Source records:
Start
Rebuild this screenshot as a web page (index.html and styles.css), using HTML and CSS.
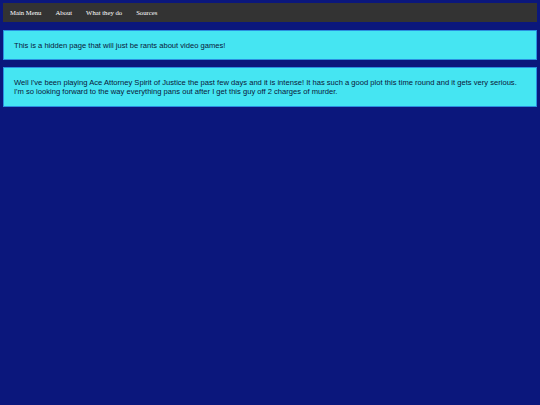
FILE: index.html
```html
<!DOCTYPE html>
<html>
<head>
<meta charset="utf-8">
<link rel="stylesheet" href="styles.css">
</head>
<body>
<nav class="nav">
  <a href="#">Main Menu</a>
  <a href="#">About</a>
  <a href="#">What they do</a>
  <a href="#">Sources</a>
</nav>
<div class="box">
  <p>This is a hidden page that will just be rants about video games!</p>
</div>
<div class="box">
  <p>Well I've been playing Ace Attorney Spirit of Justice the past few days and it is intense! It has such a good plot this time round and it gets very serious. I'm so looking forward to the way everything pans out after I get this guy off 2 charges of murder.</p>
</div>
</body>
</html>
```
FILE: styles.css
```css
html, body {
  margin: 0;
  padding: 0;
}
body {
  background: #0b177c;
  padding: 3px;
  min-height: 405px;
  box-sizing: border-box;
}
.nav {
  background: #333333;
  display: flex;
  height: 19px;
  align-items: center;
}
.nav a {
  font-family: "Liberation Serif", serif;
  font-size: 6.7px;
  color: #ffffff;
  text-decoration: none;
  padding: 0 7px;
}
.box {
  background: #45e5f2;
  border: 1px solid #2a8fe0;
  margin-top: 8px;
  padding: 9.5px 10px 9px;
}
.box + .box {
  margin-top: 7px;
}
.box p {
  margin: 0;
  font-family: "Liberation Sans", Arial, sans-serif;
  font-size: 7.6px;
  line-height: 9.5px;
  color: #0a1638;
}
```
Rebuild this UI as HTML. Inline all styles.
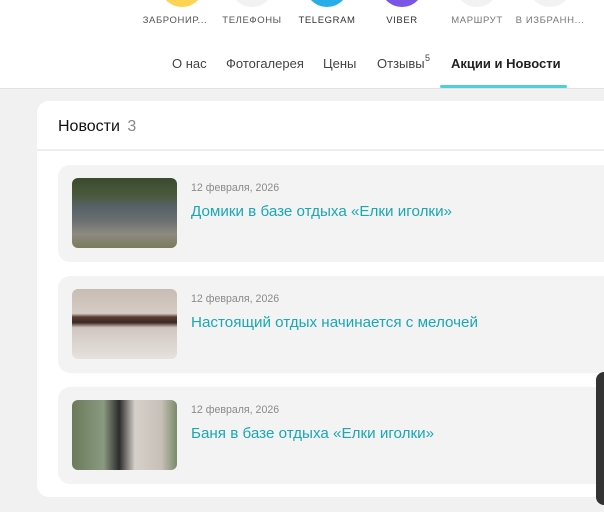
<!DOCTYPE html>
<html><head><meta charset="utf-8"><style>
body{margin:0;width:604px;height:512px;overflow:hidden;background:#f1f1f1;font-family:"Liberation Sans","DejaVu Sans",sans-serif;position:relative}
.hdr{position:absolute;left:0;top:0;width:604px;height:88px;background:#fff;border-bottom:1px solid #e2e2e2}
.c{position:absolute;top:-37px;width:44px;height:44px;border-radius:50%}
.l{position:absolute;top:15px;font-size:9.5px;letter-spacing:.6px;color:#555;width:80px;text-align:center}
.n{position:absolute;top:56px;font-size:13px;color:#444;line-height:16px}
.card{position:absolute;left:37px;top:101px;width:600px;height:396px;background:#fff;border-radius:12px}
.it{position:absolute;left:21px;width:600px;height:97px;background:#f3f3f3;border-radius:12px}
.im{position:absolute;left:14px;top:13px;width:105px;height:70px;border-radius:6px;overflow:hidden}
.d{position:absolute;left:133px;top:17px;font-size:10.6px;color:#8a8a8a}
.t{position:absolute;left:133px;top:38px;font-size:15.2px;color:#1aa7b6}
</style></head><body>
<div class="hdr">
<div class="c" style="left:160px;background:#fdd353"></div>
<div class="c" style="left:230px;background:#f2f2f2"></div>
<div class="c" style="left:305px;background:#27aee9"></div>
<div class="c" style="left:380px;background:#7a55e8"></div>
<div class="c" style="left:455px;background:#f2f2f2"></div>
<div class="c" style="left:528px;background:#f2f2f2"></div>
<div class="l" style="left:135px">ЗАБРОНИР...</div>
<div class="l" style="left:212px">ТЕЛЕФОНЫ</div>
<div class="l" style="left:287px;color:#333">TELEGRAM</div>
<div class="l" style="left:362px;color:#333">VIBER</div>
<div class="l" style="left:437px;color:#777">МАРШРУТ</div>
<div class="l" style="left:510px;color:#777">В ИЗБРАНН...</div>
<div class="n" style="left:172px">О нас</div>
<div class="n" style="left:226px">Фотогалерея</div>
<div class="n" style="left:323px">Цены</div>
<div class="n" style="left:377px">Отзывы<span style="font-size:9px;position:absolute;top:-6px;left:48px">5</span></div>
<div class="n" style="left:451px;color:#222;font-weight:bold">Акции и Новости</div>
<div style="position:absolute;left:440px;top:85px;width:127px;height:3px;background:#4fcfd6;border-radius:2px"></div>
</div>
<div class="card">
<div style="position:absolute;left:21px;top:17px;font-size:16px;color:#111">Новости <span style="color:#888;margin-left:3px">3</span></div>
<div style="position:absolute;left:0;top:48px;width:600px;height:2px;background:#eee"></div>
<div class="it" style="top:64px"><div class="im" style="background:linear-gradient(#3a4a2e 0,#4b5a3c 25%,#556066 40%,#6a6e70 60%,#8d8a80 80%,#7a7c5a 100%)"></div><div class="d">12 февраля, 2026</div><div class="t">Домики в базе отдыха «Елки иголки»</div></div>
<div class="it" style="top:175px"><div class="im" style="background:linear-gradient(#c8bcb4 0,#d6ccc4 35%,#5a3c30 40%,#3a2a24 48%,#d0c6c0 55%,#e6e2de 100%)"></div><div class="d">12 февраля, 2026</div><div class="t">Настоящий отдых начинается с мелочей</div></div>
<div class="it" style="top:286px"><div class="im" style="background:linear-gradient(90deg,#6a7a5a 0,#8a9a80 30%,#2c2c2c 45%,#d6d0ca 60%,#c8c0b8 85%,#7a8a6a 100%)"></div><div class="d">12 февраля, 2026</div><div class="t">Баня в базе отдыха «Елки иголки»</div></div>
</div>
<div style="position:absolute;left:596px;top:372px;width:20px;height:133px;background:#333;border-radius:8px"></div>
</body></html>
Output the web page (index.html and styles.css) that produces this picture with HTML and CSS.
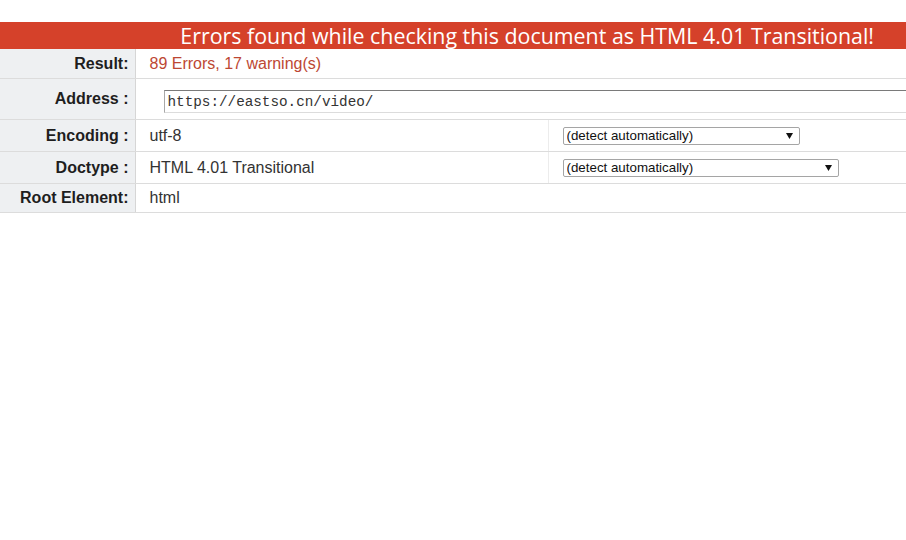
End
• _Task prompt_: All of the records need repeating exactly, except for the pictures.

• _Complete output_:
Rebuild this screenshot as a web page (index.html and styles.css), using HTML and CSS.
FILE: index.html
```html
<!DOCTYPE html>
<html>
<head>
<meta charset="utf-8">
<link rel="stylesheet" href="styles.css">
</head>
<body>
<nav class="nav">
  <a href="#">Main Menu</a>
  <a href="#">About</a>
  <a href="#">What they do</a>
  <a href="#">Sources</a>
</nav>
<div class="box">
  <p>This is a hidden page that will just be rants about video games!</p>
</div>
<div class="box">
  <p>Well I've been playing Ace Attorney Spirit of Justice the past few days and it is intense! It has such a good plot this time round and it gets very serious. I'm so looking forward to the way everything pans out after I get this guy off 2 charges of murder.</p>
</div>
</body>
</html>
```
FILE: styles.css
```css
html, body {
  margin: 0;
  padding: 0;
}
body {
  background: #0b177c;
  padding: 3px;
  min-height: 405px;
  box-sizing: border-box;
}
.nav {
  background: #333333;
  display: flex;
  height: 19px;
  align-items: center;
}
.nav a {
  font-family: "Liberation Serif", serif;
  font-size: 6.7px;
  color: #ffffff;
  text-decoration: none;
  padding: 0 7px;
}
.box {
  background: #45e5f2;
  border: 1px solid #2a8fe0;
  margin-top: 8px;
  padding: 9.5px 10px 9px;
}
.box + .box {
  margin-top: 7px;
}
.box p {
  margin: 0;
  font-family: "Liberation Sans", Arial, sans-serif;
  font-size: 7.6px;
  line-height: 9.5px;
  color: #0a1638;
}
```
Rebuild this UI as HTML. Inline all styles.
<!DOCTYPE html>
<html><head><meta charset="utf-8"><style>
body{margin:0;width:604px;height:512px;overflow:hidden;background:#f1f1f1;font-family:"Liberation Sans","DejaVu Sans",sans-serif;position:relative}
.hdr{position:absolute;left:0;top:0;width:604px;height:88px;background:#fff;border-bottom:1px solid #e2e2e2}
.c{position:absolute;top:-37px;width:44px;height:44px;border-radius:50%}
.l{position:absolute;top:15px;font-size:9.5px;letter-spacing:.6px;color:#555;width:80px;text-align:center}
.n{position:absolute;top:56px;font-size:13px;color:#444;line-height:16px}
.card{position:absolute;left:37px;top:101px;width:600px;height:396px;background:#fff;border-radius:12px}
.it{position:absolute;left:21px;width:600px;height:97px;background:#f3f3f3;border-radius:12px}
.im{position:absolute;left:14px;top:13px;width:105px;height:70px;border-radius:6px;overflow:hidden}
.d{position:absolute;left:133px;top:17px;font-size:10.6px;color:#8a8a8a}
.t{position:absolute;left:133px;top:38px;font-size:15.2px;color:#1aa7b6}
</style></head><body>
<div class="hdr">
<div class="c" style="left:160px;background:#fdd353"></div>
<div class="c" style="left:230px;background:#f2f2f2"></div>
<div class="c" style="left:305px;background:#27aee9"></div>
<div class="c" style="left:380px;background:#7a55e8"></div>
<div class="c" style="left:455px;background:#f2f2f2"></div>
<div class="c" style="left:528px;background:#f2f2f2"></div>
<div class="l" style="left:135px">ЗАБРОНИР...</div>
<div class="l" style="left:212px">ТЕЛЕФОНЫ</div>
<div class="l" style="left:287px;color:#333">TELEGRAM</div>
<div class="l" style="left:362px;color:#333">VIBER</div>
<div class="l" style="left:437px;color:#777">МАРШРУТ</div>
<div class="l" style="left:510px;color:#777">В ИЗБРАНН...</div>
<div class="n" style="left:172px">О нас</div>
<div class="n" style="left:226px">Фотогалерея</div>
<div class="n" style="left:323px">Цены</div>
<div class="n" style="left:377px">Отзывы<span style="font-size:9px;position:absolute;top:-6px;left:48px">5</span></div>
<div class="n" style="left:451px;color:#222;font-weight:bold">Акции и Новости</div>
<div style="position:absolute;left:440px;top:85px;width:127px;height:3px;background:#4fcfd6;border-radius:2px"></div>
</div>
<div class="card">
<div style="position:absolute;left:21px;top:17px;font-size:16px;color:#111">Новости <span style="color:#888;margin-left:3px">3</span></div>
<div style="position:absolute;left:0;top:48px;width:600px;height:2px;background:#eee"></div>
<div class="it" style="top:64px"><div class="im" style="background:linear-gradient(#3a4a2e 0,#4b5a3c 25%,#556066 40%,#6a6e70 60%,#8d8a80 80%,#7a7c5a 100%)"></div><div class="d">12 февраля, 2026</div><div class="t">Домики в базе отдыха «Елки иголки»</div></div>
<div class="it" style="top:175px"><div class="im" style="background:linear-gradient(#c8bcb4 0,#d6ccc4 35%,#5a3c30 40%,#3a2a24 48%,#d0c6c0 55%,#e6e2de 100%)"></div><div class="d">12 февраля, 2026</div><div class="t">Настоящий отдых начинается с мелочей</div></div>
<div class="it" style="top:286px"><div class="im" style="background:linear-gradient(90deg,#6a7a5a 0,#8a9a80 30%,#2c2c2c 45%,#d6d0ca 60%,#c8c0b8 85%,#7a8a6a 100%)"></div><div class="d">12 февраля, 2026</div><div class="t">Баня в базе отдыха «Елки иголки»</div></div>
</div>
<div style="position:absolute;left:596px;top:372px;width:20px;height:133px;background:#333;border-radius:8px"></div>
</body></html>
Output the web page (index.html and styles.css) that produces this picture with HTML and CSS.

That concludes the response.